● Directions for this task
In the data below, find every line that has the string "page", and copy it.

--- Start Given information ---

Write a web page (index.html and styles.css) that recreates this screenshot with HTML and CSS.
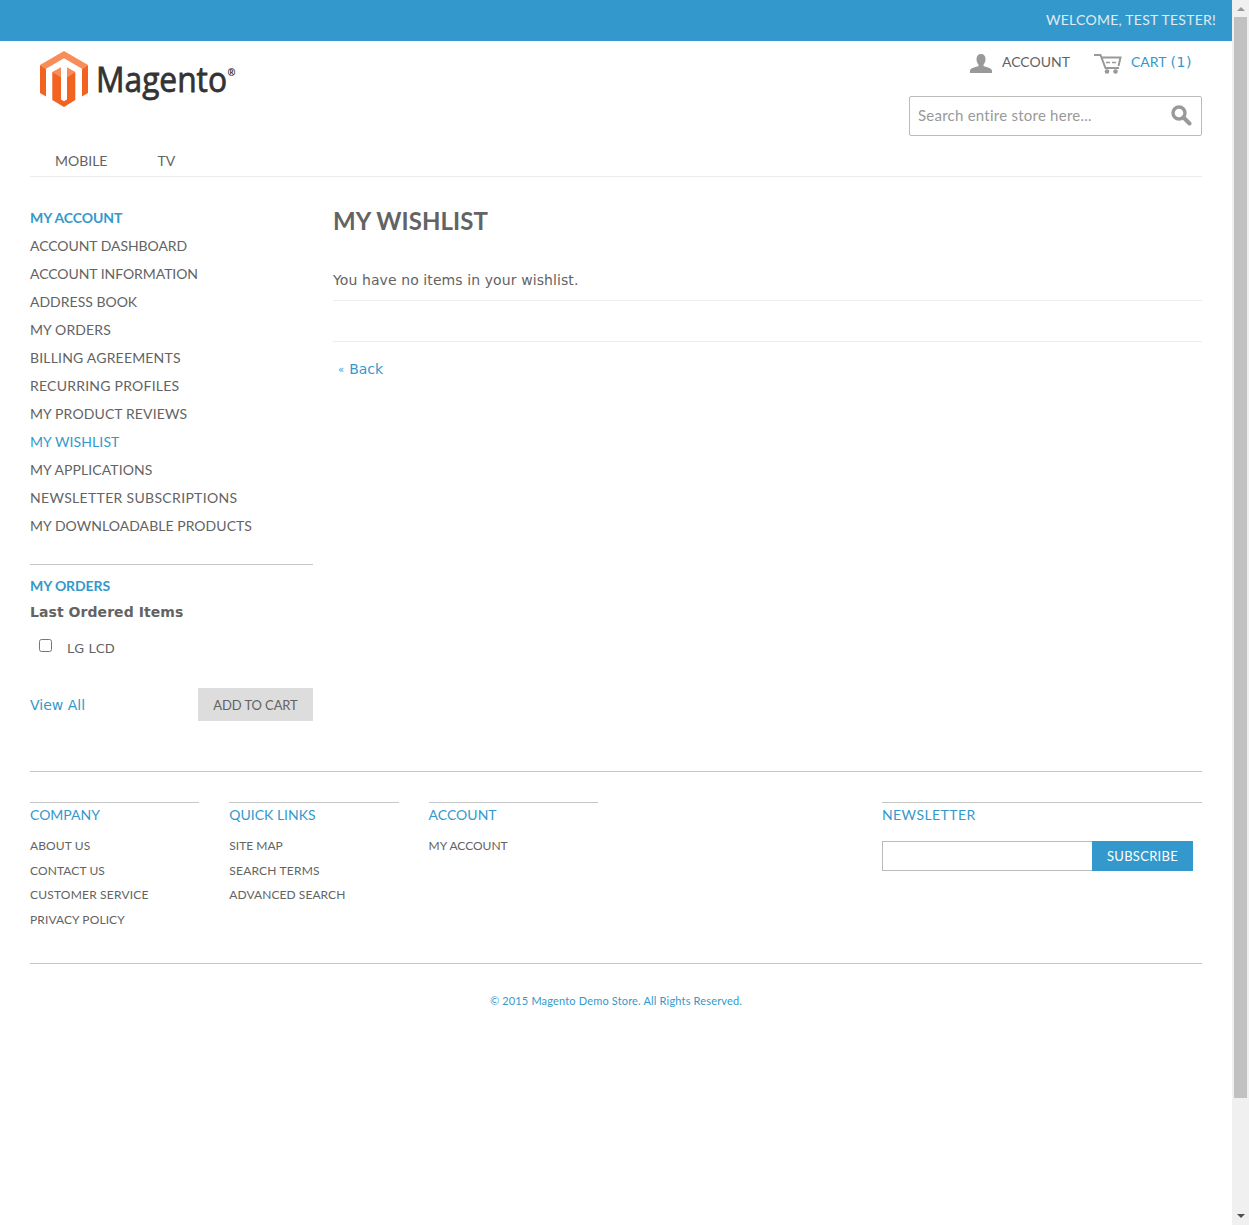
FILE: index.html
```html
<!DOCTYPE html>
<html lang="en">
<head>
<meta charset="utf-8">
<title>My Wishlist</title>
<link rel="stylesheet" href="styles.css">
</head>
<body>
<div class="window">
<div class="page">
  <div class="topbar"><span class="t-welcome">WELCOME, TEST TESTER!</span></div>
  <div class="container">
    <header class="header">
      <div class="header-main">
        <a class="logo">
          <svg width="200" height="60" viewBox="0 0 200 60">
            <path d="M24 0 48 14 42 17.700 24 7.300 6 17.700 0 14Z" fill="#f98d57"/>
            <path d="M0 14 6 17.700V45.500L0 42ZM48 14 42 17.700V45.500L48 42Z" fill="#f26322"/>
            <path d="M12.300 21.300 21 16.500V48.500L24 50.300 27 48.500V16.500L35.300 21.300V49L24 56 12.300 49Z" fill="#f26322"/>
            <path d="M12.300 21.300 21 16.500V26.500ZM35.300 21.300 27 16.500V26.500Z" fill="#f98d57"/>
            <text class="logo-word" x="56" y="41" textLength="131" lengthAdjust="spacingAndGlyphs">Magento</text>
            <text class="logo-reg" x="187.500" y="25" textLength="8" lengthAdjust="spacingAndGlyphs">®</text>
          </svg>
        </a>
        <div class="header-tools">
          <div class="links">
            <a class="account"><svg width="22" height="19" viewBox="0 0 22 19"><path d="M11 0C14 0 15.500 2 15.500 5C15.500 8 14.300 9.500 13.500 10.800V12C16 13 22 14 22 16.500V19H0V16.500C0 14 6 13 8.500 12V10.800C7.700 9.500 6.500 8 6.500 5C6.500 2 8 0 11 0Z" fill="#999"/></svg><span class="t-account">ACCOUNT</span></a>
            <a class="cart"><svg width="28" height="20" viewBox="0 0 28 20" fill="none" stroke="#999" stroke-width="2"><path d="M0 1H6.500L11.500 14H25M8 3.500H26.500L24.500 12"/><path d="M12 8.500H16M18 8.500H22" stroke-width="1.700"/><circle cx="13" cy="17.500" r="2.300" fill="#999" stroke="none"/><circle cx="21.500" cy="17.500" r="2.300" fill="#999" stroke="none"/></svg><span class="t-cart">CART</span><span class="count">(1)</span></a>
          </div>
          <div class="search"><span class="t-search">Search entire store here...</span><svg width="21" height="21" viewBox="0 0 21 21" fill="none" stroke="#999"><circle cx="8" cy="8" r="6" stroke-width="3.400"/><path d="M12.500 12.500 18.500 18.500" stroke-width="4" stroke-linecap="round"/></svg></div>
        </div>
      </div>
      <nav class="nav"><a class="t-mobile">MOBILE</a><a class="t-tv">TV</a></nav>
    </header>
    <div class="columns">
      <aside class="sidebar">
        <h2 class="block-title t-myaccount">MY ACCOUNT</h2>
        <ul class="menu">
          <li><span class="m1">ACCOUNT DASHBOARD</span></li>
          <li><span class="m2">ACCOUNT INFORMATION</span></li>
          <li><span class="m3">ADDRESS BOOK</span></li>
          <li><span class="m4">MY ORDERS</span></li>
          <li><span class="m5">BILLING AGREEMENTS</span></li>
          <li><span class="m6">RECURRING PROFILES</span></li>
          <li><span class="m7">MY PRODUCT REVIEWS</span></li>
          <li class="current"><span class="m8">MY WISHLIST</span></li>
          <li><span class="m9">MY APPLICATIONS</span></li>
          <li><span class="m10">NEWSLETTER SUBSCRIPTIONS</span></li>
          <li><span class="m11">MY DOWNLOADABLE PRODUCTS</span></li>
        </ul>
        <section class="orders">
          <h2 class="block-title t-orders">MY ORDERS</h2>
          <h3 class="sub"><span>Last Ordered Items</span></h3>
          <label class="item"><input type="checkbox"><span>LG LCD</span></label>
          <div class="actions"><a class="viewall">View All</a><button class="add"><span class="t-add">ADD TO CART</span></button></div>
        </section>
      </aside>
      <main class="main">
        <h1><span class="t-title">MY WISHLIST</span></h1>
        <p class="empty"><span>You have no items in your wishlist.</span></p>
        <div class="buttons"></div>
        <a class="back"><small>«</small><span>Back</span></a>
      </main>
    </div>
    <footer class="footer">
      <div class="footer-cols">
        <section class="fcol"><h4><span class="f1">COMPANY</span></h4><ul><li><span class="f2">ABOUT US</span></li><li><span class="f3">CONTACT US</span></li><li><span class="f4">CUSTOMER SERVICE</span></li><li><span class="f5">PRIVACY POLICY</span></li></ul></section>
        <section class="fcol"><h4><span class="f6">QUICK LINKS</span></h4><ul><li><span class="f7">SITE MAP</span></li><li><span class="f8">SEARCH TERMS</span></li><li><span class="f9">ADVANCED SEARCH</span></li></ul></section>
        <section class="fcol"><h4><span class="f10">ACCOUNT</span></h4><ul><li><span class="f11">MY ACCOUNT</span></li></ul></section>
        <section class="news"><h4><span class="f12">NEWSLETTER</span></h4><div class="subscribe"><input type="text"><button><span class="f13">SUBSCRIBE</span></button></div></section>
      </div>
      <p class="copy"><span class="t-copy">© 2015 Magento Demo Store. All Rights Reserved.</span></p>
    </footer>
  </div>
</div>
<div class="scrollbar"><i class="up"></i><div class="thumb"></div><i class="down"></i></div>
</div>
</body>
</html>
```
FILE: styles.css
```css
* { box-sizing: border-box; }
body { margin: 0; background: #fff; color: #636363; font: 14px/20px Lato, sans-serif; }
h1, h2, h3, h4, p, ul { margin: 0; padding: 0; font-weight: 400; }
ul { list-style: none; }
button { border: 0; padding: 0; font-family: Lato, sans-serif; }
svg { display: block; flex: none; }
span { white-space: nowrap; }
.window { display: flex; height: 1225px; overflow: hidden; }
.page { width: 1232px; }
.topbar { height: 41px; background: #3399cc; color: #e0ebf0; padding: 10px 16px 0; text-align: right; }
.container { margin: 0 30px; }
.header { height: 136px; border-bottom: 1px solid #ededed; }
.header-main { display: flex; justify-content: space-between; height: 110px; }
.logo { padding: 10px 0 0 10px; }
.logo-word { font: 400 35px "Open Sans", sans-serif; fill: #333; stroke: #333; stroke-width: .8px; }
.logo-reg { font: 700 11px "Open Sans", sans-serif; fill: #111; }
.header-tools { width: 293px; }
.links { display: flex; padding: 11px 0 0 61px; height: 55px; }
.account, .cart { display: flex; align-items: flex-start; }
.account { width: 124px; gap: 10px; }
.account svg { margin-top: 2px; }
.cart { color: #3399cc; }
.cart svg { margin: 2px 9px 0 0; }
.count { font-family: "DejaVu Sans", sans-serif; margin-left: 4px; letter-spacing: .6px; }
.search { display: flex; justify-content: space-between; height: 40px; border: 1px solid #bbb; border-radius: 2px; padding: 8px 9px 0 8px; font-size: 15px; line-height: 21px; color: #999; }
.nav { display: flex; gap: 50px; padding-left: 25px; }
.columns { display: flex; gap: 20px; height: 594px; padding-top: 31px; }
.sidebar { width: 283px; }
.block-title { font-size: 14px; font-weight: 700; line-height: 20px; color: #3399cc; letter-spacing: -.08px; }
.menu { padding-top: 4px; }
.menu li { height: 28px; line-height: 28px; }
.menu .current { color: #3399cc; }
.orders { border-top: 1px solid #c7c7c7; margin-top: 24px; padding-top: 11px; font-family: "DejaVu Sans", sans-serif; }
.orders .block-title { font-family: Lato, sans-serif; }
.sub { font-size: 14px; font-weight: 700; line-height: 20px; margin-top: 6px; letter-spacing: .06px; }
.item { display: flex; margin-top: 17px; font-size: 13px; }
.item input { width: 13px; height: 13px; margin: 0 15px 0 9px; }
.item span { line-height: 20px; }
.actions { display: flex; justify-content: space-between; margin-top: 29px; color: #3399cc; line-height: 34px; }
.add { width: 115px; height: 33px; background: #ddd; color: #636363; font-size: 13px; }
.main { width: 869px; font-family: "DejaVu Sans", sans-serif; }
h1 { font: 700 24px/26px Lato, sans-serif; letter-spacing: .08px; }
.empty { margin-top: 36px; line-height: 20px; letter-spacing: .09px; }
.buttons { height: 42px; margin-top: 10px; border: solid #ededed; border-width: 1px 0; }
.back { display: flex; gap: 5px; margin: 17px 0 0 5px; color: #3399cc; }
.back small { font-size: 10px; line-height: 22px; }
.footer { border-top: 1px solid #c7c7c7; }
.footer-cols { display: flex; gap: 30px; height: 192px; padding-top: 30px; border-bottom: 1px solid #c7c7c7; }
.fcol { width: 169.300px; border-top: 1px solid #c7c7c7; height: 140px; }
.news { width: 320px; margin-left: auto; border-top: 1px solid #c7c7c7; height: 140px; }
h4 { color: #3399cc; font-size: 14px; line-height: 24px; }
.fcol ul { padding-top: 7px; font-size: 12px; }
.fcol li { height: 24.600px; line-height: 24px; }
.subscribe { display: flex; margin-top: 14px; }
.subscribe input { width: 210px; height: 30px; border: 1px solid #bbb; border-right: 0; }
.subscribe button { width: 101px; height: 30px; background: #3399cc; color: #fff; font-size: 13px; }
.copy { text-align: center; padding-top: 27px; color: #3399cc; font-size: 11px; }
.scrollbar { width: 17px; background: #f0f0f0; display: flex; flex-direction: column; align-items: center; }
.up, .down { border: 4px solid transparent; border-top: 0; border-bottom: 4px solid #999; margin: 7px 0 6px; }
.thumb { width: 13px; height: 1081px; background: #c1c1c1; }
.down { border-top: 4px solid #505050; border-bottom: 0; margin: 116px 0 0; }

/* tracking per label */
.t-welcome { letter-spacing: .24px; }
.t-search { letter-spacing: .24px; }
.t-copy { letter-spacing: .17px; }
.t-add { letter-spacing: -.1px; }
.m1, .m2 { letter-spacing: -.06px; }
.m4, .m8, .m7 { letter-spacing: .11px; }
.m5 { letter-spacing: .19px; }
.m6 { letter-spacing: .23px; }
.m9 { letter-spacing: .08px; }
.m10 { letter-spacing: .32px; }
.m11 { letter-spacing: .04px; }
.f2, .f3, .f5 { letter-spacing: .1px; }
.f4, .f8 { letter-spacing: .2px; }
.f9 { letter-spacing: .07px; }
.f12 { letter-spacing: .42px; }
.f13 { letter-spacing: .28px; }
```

--- End Given information ---

● Answer
Write a web page (index.html and styles.css) that recreates this screenshot with HTML and CSS.
<div class="page">
.page { width: 1232px; }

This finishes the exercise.